The problem:
Show all lines holding the string "styles".

Dataset excerpt:
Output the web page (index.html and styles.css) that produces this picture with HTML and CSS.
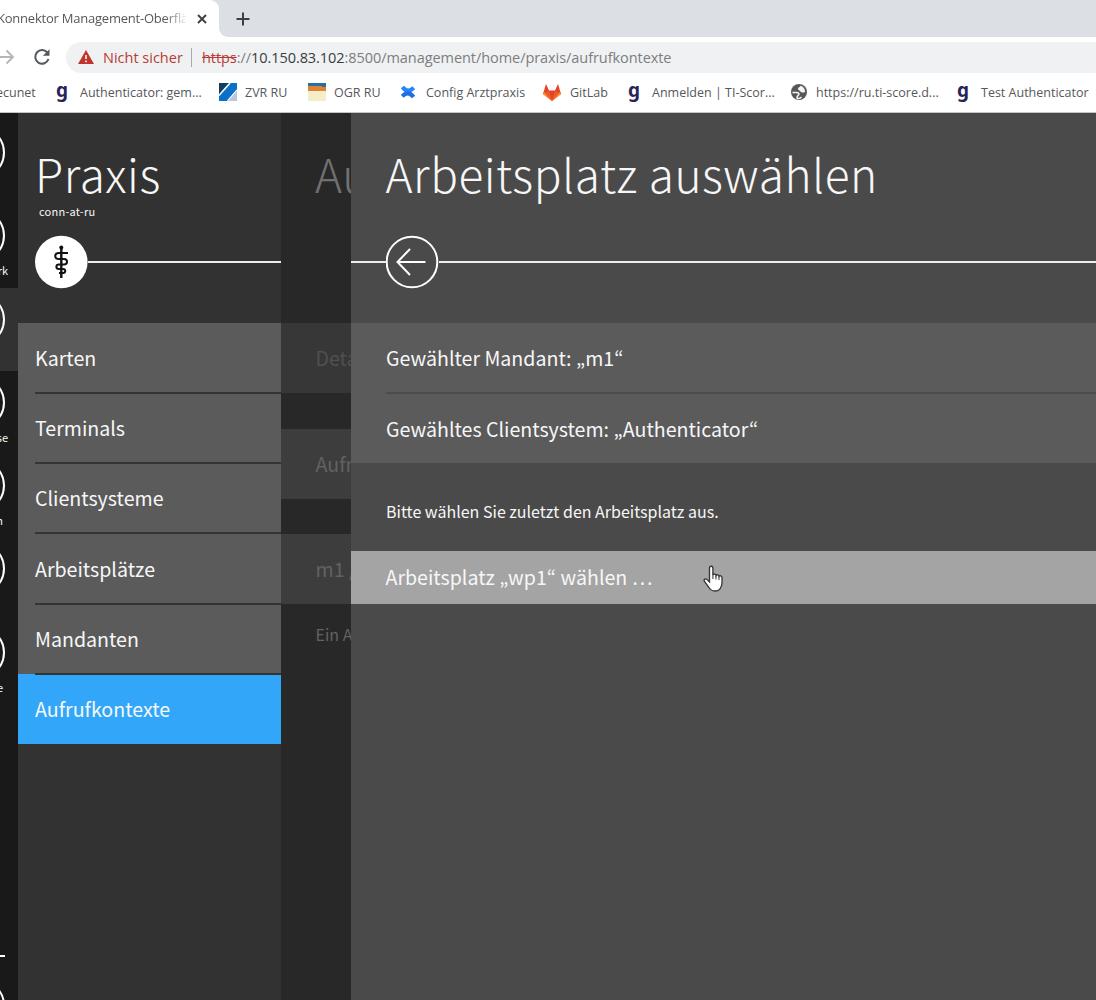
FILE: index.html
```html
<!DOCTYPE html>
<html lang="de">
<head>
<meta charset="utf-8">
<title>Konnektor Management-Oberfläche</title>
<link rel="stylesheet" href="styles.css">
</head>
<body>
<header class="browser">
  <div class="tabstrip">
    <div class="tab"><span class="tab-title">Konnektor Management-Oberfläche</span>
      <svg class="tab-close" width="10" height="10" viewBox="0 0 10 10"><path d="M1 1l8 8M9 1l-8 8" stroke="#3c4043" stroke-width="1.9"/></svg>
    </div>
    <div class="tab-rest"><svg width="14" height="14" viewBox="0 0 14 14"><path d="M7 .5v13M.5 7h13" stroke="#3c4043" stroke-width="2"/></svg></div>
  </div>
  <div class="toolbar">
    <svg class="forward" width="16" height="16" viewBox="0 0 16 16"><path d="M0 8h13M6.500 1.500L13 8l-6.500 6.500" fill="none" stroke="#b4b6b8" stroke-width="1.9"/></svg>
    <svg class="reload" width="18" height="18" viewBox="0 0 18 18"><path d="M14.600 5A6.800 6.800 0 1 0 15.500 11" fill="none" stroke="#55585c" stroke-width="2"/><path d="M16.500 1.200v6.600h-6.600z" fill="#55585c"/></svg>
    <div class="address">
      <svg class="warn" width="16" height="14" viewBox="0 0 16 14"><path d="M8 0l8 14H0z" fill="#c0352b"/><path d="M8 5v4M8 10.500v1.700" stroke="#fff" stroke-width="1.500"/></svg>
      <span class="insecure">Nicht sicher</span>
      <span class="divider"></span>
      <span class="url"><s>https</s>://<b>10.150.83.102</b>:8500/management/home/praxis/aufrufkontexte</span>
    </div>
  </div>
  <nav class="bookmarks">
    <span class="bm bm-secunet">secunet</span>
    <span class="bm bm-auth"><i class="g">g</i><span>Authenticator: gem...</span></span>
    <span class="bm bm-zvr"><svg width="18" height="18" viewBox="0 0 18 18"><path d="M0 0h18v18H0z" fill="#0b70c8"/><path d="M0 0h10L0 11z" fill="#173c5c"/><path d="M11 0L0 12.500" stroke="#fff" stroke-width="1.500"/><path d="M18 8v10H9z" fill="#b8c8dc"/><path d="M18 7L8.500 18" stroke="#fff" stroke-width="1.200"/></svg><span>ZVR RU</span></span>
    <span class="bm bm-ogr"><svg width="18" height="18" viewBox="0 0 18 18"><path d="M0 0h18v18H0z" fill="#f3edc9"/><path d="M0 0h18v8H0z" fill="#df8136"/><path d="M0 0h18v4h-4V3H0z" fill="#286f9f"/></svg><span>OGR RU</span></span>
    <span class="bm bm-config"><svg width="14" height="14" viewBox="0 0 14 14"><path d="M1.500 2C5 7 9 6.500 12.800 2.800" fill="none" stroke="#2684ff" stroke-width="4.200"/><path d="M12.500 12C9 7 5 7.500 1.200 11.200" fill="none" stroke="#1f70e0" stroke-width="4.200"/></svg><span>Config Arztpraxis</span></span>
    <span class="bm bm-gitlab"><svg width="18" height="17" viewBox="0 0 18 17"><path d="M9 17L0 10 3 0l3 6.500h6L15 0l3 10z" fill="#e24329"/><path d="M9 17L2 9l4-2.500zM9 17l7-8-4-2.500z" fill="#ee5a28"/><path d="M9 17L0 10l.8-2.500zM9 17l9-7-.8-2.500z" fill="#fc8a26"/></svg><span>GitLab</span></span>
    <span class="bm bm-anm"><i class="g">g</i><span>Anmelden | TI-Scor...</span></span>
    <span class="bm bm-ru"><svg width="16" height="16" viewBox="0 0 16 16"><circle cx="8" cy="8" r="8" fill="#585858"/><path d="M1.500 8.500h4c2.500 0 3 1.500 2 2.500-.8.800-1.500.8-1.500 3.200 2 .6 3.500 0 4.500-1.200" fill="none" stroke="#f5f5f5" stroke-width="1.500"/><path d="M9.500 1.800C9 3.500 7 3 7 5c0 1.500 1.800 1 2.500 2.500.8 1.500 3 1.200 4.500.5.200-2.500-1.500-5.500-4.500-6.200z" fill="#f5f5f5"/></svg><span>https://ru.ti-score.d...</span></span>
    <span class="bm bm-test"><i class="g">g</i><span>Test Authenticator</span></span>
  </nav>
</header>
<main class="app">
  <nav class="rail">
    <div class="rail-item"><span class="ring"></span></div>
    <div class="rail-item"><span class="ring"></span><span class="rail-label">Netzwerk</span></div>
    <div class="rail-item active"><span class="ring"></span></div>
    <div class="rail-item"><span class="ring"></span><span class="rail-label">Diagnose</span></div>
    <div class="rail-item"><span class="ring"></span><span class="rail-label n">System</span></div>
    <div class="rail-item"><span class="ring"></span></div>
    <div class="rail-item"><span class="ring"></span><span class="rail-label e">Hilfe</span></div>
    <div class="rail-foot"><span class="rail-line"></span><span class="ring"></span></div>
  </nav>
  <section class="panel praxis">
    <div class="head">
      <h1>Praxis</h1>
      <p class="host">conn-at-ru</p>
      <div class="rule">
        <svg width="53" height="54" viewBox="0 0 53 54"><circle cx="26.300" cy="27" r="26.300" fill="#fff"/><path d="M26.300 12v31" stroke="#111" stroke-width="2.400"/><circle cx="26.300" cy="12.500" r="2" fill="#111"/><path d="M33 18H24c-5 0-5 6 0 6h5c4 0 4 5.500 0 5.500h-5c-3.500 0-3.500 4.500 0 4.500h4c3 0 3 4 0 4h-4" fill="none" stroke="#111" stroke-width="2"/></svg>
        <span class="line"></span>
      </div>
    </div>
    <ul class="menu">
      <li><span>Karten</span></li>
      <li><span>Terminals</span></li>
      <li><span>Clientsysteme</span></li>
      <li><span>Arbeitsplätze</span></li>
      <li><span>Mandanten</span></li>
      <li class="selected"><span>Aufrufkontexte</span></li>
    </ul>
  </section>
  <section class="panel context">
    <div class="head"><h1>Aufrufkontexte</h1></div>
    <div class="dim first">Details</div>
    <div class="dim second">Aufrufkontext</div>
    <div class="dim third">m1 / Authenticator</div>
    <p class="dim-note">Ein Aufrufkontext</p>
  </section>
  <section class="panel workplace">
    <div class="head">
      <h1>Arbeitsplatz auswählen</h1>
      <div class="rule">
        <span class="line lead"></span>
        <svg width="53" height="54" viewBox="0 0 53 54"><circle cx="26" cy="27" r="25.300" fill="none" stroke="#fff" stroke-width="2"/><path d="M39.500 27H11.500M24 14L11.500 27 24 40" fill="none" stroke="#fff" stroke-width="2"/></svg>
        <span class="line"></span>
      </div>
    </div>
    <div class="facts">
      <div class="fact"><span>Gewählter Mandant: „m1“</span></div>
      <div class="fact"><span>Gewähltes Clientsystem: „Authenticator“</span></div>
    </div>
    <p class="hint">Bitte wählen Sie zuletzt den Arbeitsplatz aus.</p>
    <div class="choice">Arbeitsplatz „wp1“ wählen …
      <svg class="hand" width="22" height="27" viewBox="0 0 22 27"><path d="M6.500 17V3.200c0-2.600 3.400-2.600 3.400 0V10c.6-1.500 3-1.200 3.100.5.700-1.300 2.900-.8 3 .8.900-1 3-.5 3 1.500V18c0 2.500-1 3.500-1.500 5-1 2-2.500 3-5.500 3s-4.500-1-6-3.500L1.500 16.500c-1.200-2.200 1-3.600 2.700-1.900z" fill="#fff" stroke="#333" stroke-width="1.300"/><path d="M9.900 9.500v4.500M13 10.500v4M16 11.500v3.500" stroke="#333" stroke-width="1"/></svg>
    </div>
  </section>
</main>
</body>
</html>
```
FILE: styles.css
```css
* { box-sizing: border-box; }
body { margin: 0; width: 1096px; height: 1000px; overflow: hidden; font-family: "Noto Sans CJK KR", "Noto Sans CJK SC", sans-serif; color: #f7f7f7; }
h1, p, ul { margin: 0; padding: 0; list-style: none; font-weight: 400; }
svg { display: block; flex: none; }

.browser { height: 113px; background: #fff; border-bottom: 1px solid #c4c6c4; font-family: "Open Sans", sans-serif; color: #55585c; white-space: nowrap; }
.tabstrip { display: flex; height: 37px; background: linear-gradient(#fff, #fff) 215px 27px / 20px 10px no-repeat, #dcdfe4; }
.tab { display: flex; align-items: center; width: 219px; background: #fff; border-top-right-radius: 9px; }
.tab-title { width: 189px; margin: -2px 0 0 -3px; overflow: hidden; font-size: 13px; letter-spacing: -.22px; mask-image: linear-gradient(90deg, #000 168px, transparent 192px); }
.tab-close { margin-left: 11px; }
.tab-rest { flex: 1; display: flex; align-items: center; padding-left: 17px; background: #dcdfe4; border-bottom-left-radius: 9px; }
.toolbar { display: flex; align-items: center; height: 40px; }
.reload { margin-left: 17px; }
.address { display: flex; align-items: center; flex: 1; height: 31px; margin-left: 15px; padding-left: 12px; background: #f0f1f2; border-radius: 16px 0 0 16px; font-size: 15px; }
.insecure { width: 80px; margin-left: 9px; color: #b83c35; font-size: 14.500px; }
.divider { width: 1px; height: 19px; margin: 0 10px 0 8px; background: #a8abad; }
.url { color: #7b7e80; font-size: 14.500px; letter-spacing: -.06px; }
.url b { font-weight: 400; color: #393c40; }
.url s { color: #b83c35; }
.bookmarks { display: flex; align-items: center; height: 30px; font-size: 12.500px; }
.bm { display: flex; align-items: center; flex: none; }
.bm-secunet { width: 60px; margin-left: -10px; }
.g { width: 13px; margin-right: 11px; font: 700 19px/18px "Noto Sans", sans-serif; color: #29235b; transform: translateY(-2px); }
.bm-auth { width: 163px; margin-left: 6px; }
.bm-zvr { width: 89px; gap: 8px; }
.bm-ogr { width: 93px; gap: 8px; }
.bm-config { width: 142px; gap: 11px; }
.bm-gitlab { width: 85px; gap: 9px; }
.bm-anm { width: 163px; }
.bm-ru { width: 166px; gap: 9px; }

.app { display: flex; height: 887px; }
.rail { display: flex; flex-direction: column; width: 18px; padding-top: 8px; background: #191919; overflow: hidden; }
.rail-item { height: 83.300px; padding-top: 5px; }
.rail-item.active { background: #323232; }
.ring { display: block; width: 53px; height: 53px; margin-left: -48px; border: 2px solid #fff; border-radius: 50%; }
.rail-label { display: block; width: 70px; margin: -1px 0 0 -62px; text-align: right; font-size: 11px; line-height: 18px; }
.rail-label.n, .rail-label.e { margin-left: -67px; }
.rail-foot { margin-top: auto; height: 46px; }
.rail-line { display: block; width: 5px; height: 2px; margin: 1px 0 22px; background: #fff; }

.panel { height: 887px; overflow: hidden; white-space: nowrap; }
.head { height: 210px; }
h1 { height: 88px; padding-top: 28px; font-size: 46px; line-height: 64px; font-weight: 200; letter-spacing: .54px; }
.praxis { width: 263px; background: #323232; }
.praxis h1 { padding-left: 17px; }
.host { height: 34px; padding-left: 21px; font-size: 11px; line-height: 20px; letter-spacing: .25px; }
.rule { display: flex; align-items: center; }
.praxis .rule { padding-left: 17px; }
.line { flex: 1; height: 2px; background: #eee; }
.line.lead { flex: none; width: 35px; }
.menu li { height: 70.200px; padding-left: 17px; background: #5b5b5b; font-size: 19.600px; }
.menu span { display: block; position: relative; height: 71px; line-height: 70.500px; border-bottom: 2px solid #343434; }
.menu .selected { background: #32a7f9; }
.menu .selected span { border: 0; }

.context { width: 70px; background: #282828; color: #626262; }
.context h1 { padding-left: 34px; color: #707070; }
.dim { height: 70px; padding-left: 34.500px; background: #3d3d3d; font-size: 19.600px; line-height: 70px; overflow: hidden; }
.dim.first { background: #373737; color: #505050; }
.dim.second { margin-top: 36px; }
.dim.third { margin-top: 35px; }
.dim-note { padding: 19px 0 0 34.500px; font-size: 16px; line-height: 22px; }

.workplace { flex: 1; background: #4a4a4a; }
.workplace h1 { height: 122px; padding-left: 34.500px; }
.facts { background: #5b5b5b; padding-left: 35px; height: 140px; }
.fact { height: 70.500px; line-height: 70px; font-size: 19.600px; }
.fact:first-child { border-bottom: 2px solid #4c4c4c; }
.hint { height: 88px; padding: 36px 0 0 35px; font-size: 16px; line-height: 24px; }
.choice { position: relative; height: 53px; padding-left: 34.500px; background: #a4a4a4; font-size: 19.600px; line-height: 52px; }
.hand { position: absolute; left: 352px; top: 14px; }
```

Expected answer:
Output the web page (index.html and styles.css) that produces this picture with HTML and CSS.
<link rel="stylesheet" href="styles.css">
FILE: styles.css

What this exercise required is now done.